В случае необходимости выбора между преданностью и профессиональными навыками чекиста Дзержинский отдавал преимущество преданности. Либерал-западнические писаки это ставят в минус первому главе ЧК и ОГПУ, но простая логика говорит об обратном — зачем профессиональный сотрудник спецслужб, если его лояльность Родине не стопроцентна? Такой сотрудник попадает в риск-группу, что когда-нибудь проявит беспринципность или вовсе предаст... Конечно, лучше как преданность так и профессионализм вместе и Дзержинский это знал лучше современных писаков. Без обладания всеми нужными навыками и чертами характера Феликс Эдмундович вряд ли добился бы такого огромного успеха в борьбе с контрреволюцией и западными интервентами. Если кто-то искренне думает, что этот успех был достигнут тем, что ВЧК «залил страну кровью», то ошибается. Процитируем портал «Историк РФ»: «Согласно новейшим архивным данным, за три года из четырёх органами ВЧК были расстреляны 17 тыс. человек, причём в основном за уголовные преступления (без учёта Кронштадтского мятежа). Исследование протоколов заседаний чрезвычайных комиссий свидетельствует о том, что применение высшей меры наказания было скорее исключением, чем правилом».

Многосторонне талантливый Дзержинский внес свой вклад не только в развитие специальных служб безопасности государства, но и в народное хозяйство, экономику.

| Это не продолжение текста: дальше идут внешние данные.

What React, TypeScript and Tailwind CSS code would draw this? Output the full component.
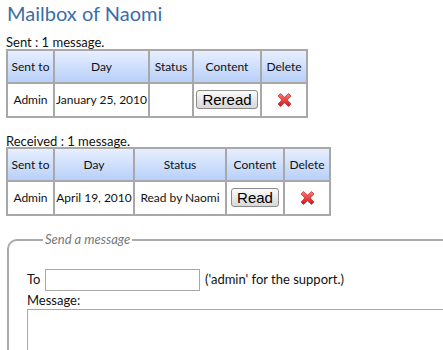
const font = { fontFamily: "Lato, 'Open Sans', sans-serif" }

function DeleteIcon() {
  return (
    <svg width="17" height="16" viewBox="0 0 16 16">
      <defs>
        <linearGradient id="xg" x1="0" y1="0" x2="0" y2="1">
          <stop offset="0" stopColor="#ff7b6b" />
          <stop offset="1" stopColor="#d0141e" />
        </linearGradient>
      </defs>
      <path
        d="M1.5 4 L4 1.5 L8 5.3 L12 1.5 L14.5 4 L10.7 8 L14.5 12 L12 14.5 L8 10.7 L4 14.5 L1.5 12 L5.3 8 Z"
        fill="url(#xg)"
        stroke="#b50f18"
        strokeWidth="0.6"
        strokeLinejoin="round"
      />
    </svg>
  )
}

function Button({ children }: { children: React.ReactNode }) {
  return (
    <button className="rounded-[3px] border border-[#8a8a8a] bg-gradient-to-b from-[#fafafa] to-[#d8d8d8] px-[5px] text-[15px] leading-[17px] text-black [font-family:'Liberation_Sans',Arial,sans-serif]">
      {children}
    </button>
  )
}

type Row = { to: string; day: string; status: string; action: string }

function MailTable({ widths, row }: { widths: number[]; row: Row }) {
  const heads = ["Sent to", "Day", "Status", "Content", "Delete"]
  const cell = "border-2 border-[#a8a8a8] p-0 text-center whitespace-nowrap"
  return (
    <table className="table-fixed border-collapse border-2 border-[#a8a8a8] text-[12px] text-[#111]">
      <thead>
        <tr className="h-[33px] bg-gradient-to-b from-[#e9f0ff] to-[#b6cff8]">
          {heads.map((h, i) => (
            <th key={h} style={{ width: widths[i] }} className={`${cell} font-normal`}>
              {h}
            </th>
          ))}
        </tr>
      </thead>
      <tbody>
        <tr className="h-[34px]">
          <td className={cell}>{row.to}</td>
          <td className={cell}>{row.day}</td>
          <td className={cell}>{row.status}</td>
          <td className={cell}>
            <Button>{row.action}</Button>
          </td>
          <td className={cell}>
            <div className="flex justify-center">
              <DeleteIcon />
            </div>
          </td>
        </tr>
      </tbody>
    </table>
  )
}

export default function App() {
  return (
    <div className="h-[350px] w-[443px] overflow-hidden bg-white" style={font}>
      <div className="pl-[6px] pt-[1px]">
        <h1 className="pl-[1px] text-[20px] leading-[24px] text-[#3a6ea8]">Mailbox of Naomi</h1>

        <p className="mt-[10px] text-[13px] leading-[14px] text-[#111]">Sent : 1 message.</p>
        <MailTable
          widths={[47, 95, 44, 68, 46]}
          row={{ to: "Admin", day: "January 25, 2010", status: "", action: "Reread" }}
        />

        <p className="mt-[17px] text-[13px] leading-[12px] text-[#111]">Received : 1 message.</p>
        <MailTable
          widths={[47, 80, 92, 58, 46]}
          row={{ to: "Admin", day: "April 19, 2010", status: "Read by Naomi", action: "Read" }}
        />

        <fieldset className="ml-[1px] mt-[14px] w-[480px] rounded-tl-[10px] border-2 border-[#aaaaaa] pb-4 pl-[18px] pt-[19px]">
          <legend className="ml-[16px] px-[2px] text-[13px] italic text-[#777]">Send a message</legend>
          <div className="flex items-center text-[13px] text-[#111]">
            <span className="w-[18px]">To</span>
            <input className="h-[22px] w-[155px] border border-[#a8a8a8]" />
            <span className="ml-[5px]">('admin' for the support.)</span>
          </div>
          <p className="mt-[1px] text-[13px] leading-[16px] text-[#111]">Message:</p>
          <textarea className="mt-[1px] h-[80px] w-[440px] border border-[#a8a8a8]" />
        </fieldset>
      </div>
    </div>
  )
}
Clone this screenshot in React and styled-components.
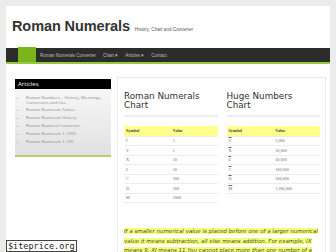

Ведь параллельно он возглавил ВСНХ и занялся впечатляющим увеличением производства чугуна, стали и проката.

Но в день рождения великого государственного деятеля завершим эту небольшую зарисовку о нем цитатой, отражающей чистую душу порядочного человека, очень эмоционального и тонкого, но также очень и очень актуальной на фоне происходящего вокруг современной России (из письма Ф. Дзержинского своей сестре Альдоне):

«Я вижу будущее и хочу и должен сам быть участником его создания… Задумывалась ли ты когда-нибудь, что такое война в ее действительных образах? Ты отталкивала от себя образы разорванных снарядами человеческих тел, раненых на поле боя, и воронов, выклевывающих глаза у еще живых людей. Ты отталкивала эти страшные картины, ежедневно стоящие у нас перед глазами. Меня ты не можешь понять. Солдата революции, борющегося за то, чтобы не было на свете несправедливости, чтобы эта война не отдала на растерзание победителям-богачам целые многомиллионные народы. Война — ужасная вещь. На нас двинулся весь мир богачей. Самый несчастный и самый темный народ первым встал на защиту своих прав — и дает отпор всему миру. Хотела б ли ты, чтобы я оставался в стороне? Альдона моя, ты не поймешь меня, поэтому мне трудно писать. Если б ты видела, как я живу, если б ты мне взглянула в глаза — ты бы поняла, вернее, почувствовала, что я остался таким же, как и раньше».